Imran Razvi, senior policy adviser and Miranda Seath, head of market insights at the Investment Association discuss how investment managers can help pension funds to implement more stringent rules on tackling climate change.

ESG investing has emerged as a core theme for UK investors, with the pensions sector leading the way, driven predominantly by an increasing regulatory focus on managing ESG and climate related risks.

Since 2019 trustees have been required to set out their policies for managing financially material ESG risks, including climate change, in their investment strategies. As of October 2020, trustees have had to show how they have put these policies into practice, through an implementation statement.

This is a major undertaking, and the first half of 2021 will see a significant focus by schemes on implementing their ESG-related investment policies, as well as documenting their progress.

However, the biggest change schemes face is the requirement in the Pension Schemes Bill – expected to soon become law – to ensure effective governance of portfolios with respect to the effects of climate change.

In practice, this will involve schemes with at least £5bn of assets and authorised master trusts disclosing information on their portfolios in line with the recommendations of the Taskforce on Climate-related Financial Disclosures (TCFD) from October 2021.

A year later, this will be required of schemes with at least £1bn of assets. In meeting their obligations, pension schemes will be reliant on their investment managers to assist them. As a result, developing data and information on the environmental characteristics of their portfolios is emerging as a separate area of portfolio analysis.

So how will the asset management industry help pension schemes address these challenges? As we set out in our recent industry position paper on climate change, Investment Association (IA) members have committed to working with their pension fund clients to help them meet their climate-related disclosure requirements. This includes helping them solve issues on data quality and consistency, including standardisation and accessibility of data.

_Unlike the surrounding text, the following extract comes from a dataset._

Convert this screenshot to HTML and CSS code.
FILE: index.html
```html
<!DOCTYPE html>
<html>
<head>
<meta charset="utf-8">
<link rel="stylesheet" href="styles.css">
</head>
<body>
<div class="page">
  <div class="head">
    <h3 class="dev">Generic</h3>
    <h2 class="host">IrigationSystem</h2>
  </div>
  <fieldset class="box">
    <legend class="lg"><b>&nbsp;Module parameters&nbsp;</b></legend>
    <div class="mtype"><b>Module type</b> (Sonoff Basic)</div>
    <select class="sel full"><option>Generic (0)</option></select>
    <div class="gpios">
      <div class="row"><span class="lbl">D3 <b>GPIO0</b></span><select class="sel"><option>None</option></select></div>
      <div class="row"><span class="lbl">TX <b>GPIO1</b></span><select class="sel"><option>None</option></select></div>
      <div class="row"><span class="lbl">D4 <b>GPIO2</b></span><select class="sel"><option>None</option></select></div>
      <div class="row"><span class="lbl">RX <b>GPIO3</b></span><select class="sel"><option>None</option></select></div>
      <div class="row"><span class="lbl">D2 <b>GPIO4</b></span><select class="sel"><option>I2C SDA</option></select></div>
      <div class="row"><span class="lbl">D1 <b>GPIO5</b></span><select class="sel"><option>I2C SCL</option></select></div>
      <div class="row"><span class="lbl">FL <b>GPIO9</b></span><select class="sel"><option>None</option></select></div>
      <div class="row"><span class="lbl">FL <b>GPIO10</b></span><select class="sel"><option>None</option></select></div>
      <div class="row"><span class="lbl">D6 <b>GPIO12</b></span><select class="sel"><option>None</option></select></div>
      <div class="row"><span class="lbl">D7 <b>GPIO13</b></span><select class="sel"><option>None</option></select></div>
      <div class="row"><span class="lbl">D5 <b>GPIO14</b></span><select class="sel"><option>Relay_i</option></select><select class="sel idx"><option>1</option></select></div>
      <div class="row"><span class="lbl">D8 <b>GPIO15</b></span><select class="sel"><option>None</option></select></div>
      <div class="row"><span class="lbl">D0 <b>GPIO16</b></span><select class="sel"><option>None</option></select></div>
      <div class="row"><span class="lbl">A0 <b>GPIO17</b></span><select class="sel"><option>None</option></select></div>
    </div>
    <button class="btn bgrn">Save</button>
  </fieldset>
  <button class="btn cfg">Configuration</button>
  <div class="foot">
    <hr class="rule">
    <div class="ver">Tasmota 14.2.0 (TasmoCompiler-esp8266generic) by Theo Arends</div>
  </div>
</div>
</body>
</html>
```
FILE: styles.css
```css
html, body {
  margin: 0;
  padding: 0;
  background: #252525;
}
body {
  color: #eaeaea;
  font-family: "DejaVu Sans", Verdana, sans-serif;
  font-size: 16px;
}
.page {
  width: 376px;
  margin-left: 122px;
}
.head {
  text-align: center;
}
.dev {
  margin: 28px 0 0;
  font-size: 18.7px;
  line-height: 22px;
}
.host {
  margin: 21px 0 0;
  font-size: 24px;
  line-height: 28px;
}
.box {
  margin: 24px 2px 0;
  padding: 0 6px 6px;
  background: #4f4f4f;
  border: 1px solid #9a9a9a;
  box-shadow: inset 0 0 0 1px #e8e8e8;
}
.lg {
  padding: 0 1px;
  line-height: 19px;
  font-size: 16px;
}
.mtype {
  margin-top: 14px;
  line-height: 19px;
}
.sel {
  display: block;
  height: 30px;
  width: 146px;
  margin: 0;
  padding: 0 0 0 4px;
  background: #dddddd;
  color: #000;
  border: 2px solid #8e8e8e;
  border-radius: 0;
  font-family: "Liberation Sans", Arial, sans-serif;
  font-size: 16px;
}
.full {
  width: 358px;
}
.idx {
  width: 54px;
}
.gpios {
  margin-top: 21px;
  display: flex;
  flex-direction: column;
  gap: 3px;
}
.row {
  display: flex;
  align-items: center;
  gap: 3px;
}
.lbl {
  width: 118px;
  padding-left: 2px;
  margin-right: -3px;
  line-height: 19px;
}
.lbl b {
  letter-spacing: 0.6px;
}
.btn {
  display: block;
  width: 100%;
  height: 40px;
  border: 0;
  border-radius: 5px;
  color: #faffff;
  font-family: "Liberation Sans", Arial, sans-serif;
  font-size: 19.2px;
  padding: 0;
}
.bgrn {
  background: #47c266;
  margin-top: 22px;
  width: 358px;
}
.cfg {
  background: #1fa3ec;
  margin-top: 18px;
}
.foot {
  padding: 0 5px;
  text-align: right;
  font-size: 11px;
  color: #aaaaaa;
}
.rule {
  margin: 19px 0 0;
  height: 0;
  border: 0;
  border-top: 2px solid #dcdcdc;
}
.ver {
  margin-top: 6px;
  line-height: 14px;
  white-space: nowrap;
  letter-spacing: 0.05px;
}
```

That’s the near future, but the industry has already been helping pension funds incorporate ESG factors into their investment strategies. A recent report on master trust investment strategies showed that schemes were using a variety of approaches to incorporate ESG considerations, including stewardship, exclusions, tilts and customised mandates focused on specific ESG themes.

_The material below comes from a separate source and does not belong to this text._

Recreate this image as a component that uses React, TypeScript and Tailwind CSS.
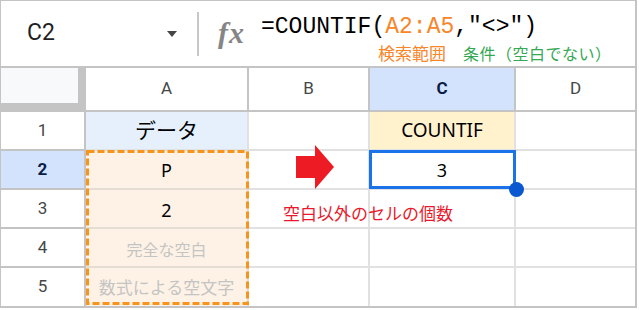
import React from 'react'

const head = 'flex items-center justify-center border-[#c4c4c4] font-["Roboto",sans-serif] text-[17px]'
const cell = 'flex items-center justify-center border-[#e1e1e1] font-["Noto_Sans","Noto_Sans_CJK_JP",sans-serif]'

export default function App() {
  return (
    <div className="relative w-[639px] h-[310px] bg-white">
      <div className="w-[637px] h-[308px] border-l border-t border-r-2 border-b-2 border-[#c4c4c4] flex flex-col">
        {/* Formula bar */}
        <div className="h-[67px] shrink-0 border-b-2 border-[#c4c4c4] flex items-center">
          <div className="w-[196px] flex items-center pl-[26px] pr-[20px]">
            <span className="font-['Roboto',sans-serif] text-[23px] text-[#1f1f1f]">C2</span>
            <svg className="ml-auto" width="10" height="6" viewBox="0 0 10 6">
              <polygon points="0,0 10,0 5,6" fill="#444746" />
            </svg>
          </div>
          <div className="w-[2px] h-[44px] bg-[#c7c7c7]" />
          <span className="ml-[19px] w-[28px] font-['Liberation_Serif',serif] italic font-bold text-[30px] leading-none text-[#858585] tracking-[1px] -mt-[2px]">
            fx
          </span>
          <div className="ml-[15px] flex flex-col self-start pt-[12px]">
            <div className="font-['Liberation_Mono',monospace] text-[23px] leading-[28px] text-black">
              =COUNTIF(<span className="text-[#f7862a]">A2:A5</span>,"&lt;&gt;")
            </div>
            <div className="flex items-baseline font-['Noto_Sans_CJK_JP',sans-serif] text-[17px] leading-[22px] mt-[1px]">
              <span className="ml-[117px] text-[#f7862a]">検索範囲</span>
              <span className="ml-[17px] text-[16px] tracking-[0.5px] text-[#34a853]">条件（空白でない）</span>
            </div>
          </div>
        </div>

        {/* Grid */}
        <div className="grid grid-cols-[85px_163px_121px_146px_119px] grid-rows-[44px_39px_39px_39px_39px_38px]">
          <div className="border-r-[8px] border-b-[9px] border-[#c4c4c4] bg-[#f8f9fa]" />
          <div className={`${head} border-r-2 border-b-2 text-[#444746]`}>A</div>
          <div className={`${head} border-r-2 border-b-2 text-[#444746]`}>B</div>
          <div className={`${head} border-r-2 border-b-2 bg-[#d3e3fd] font-bold text-[#0b1d45]`}>C</div>
          <div className={`${head} border-b-2 text-[#444746]`}>D</div>

          <div className={`${head} border-r-2 border-b-2 text-[#444746]`}>1</div>
          <div className={`${cell} border-r-2 border-b-2 bg-[#e5f0fc] text-[21px] text-black`}>データ</div>
          <div className={`${cell} border-r-2 border-b-2`} />
          <div className={`${cell} border-r-2 border-b-2 bg-[#fff2cc] text-[19px] text-black`}>COUNTIF</div>
          <div className={`${cell} border-b-2`} />

          <div className={`${head} border-r-2 border-b-2 bg-[#d3e3fd] font-bold text-[#0b1d45]`}>2</div>
          <div className={`${cell} border-r-2 border-b-2 border-[#e6ddd2] bg-[#fdf2e5] text-[18px] text-black pt-[1px]`}>P</div>
          <div className={`${cell} border-r-2 border-b-2`} />
          <div className={`${cell} border-r-2 border-b-2 text-[18px] text-black pt-[1px]`}>3</div>
          <div className={`${cell} border-b-2`} />

          <div className={`${head} border-r-2 border-b-2 text-[#444746]`}>3</div>
          <div className={`${cell} border-r-2 border-b-2 border-[#e6ddd2] bg-[#fdf2e5] text-[18px] text-black pt-[4px]`}>2</div>
          <div className={`${cell} border-r-2 border-b-2`} />
          <div className={`${cell} border-r-2 border-b-2`} />
          <div className={`${cell} border-b-2`} />

          <div className={`${head} border-r-2 border-b-2 text-[#444746]`}>4</div>
          <div className={`${cell} border-r-2 border-b-2 border-[#e6ddd2] bg-[#fdf2e5] text-[16px] text-[#c4c4c4] pt-[4px]`}>完全な空白</div>
          <div className={`${cell} border-r-2 border-b-2`} />
          <div className={`${cell} border-r-2 border-b-2`} />
          <div className={`${cell} border-b-2`} />

          <div className={`${head} border-r-2 text-[#444746]`}>5</div>
          <div className={`${cell} border-r-2 border-[#e6ddd2] bg-[#fdf2e5] text-[17px] text-[#c4c4c4] pt-[2px]`}>数式による空文字</div>
          <div className={`${cell} border-r-2`} />
          <div className={`${cell} border-r-2`} />
          <div className={cell} />
        </div>
      </div>

      {/* Range highlight */}
      <svg className="absolute left-[86px] top-[150px]" width="163" height="155">
        <rect x="1.5" y="1.5" width="160" height="152" fill="none" stroke="#f7941d" strokeWidth="3" strokeDasharray="7 3" />
      </svg>

      {/* Selected cell */}
      <div className="absolute left-[369px] top-[150px] w-[147px] h-[39px] border-[3px] border-[#1a73e8]" />
      <div className="absolute left-[509px] top-[182px] w-[15px] h-[15px] rounded-full bg-[#0b57d0]" />

      {/* Arrow */}
      <svg className="absolute left-[296px] top-[145px]" width="39" height="45" viewBox="0 0 39 45">
        <polygon points="0,11 19,11 19,0 38,22 19,44 19,33 0,33" fill="#ed1c24" />
      </svg>

      <span className="absolute left-[283px] top-[201px] font-['Noto_Sans_CJK_JP',sans-serif] text-[17px] leading-[24px] text-[#e8192c]">
        空白以外のセルの個数
      </span>
    </div>
  )
}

Integrating ESG factors into investment strategies now applies to circa £3.23trn of the assets managed by IA members. The decision to invest responsibly is not bound by the rise and fall of the markets. The long-term investment horizons of pension funds mean that investing for social or environmental good is pivotal in supporting enduring change.

2020 has shown that investing responsibly does not necessarily mean sacrificing returns in a year of strong performance for ESG strategies. Some of this strong performance relates to the sector biases of responsible investment: higher weighting to technology stocks and screening out oil and gas stocks, for example, are typical approaches.

Increasingly, however, investment managers argue that companies run sustainably are well positioned to deliver better results. Climate change continues to be at the top of the UK government’s agenda and as investment managers and pension funds step up their work to support tangible change, the UK will play host to COP 26 in 2021.

Pension schemes and investment managers have a significant opportunity to help the government build ‘a greener, more resilient financial system’. This commitment goes beyond the financial system as the UK seeks to meet its target of becoming carbon net zero by 2050. It is also a commitment to pension investors that our industry can safeguard their retirement savings whilst investing in the fight against climate change.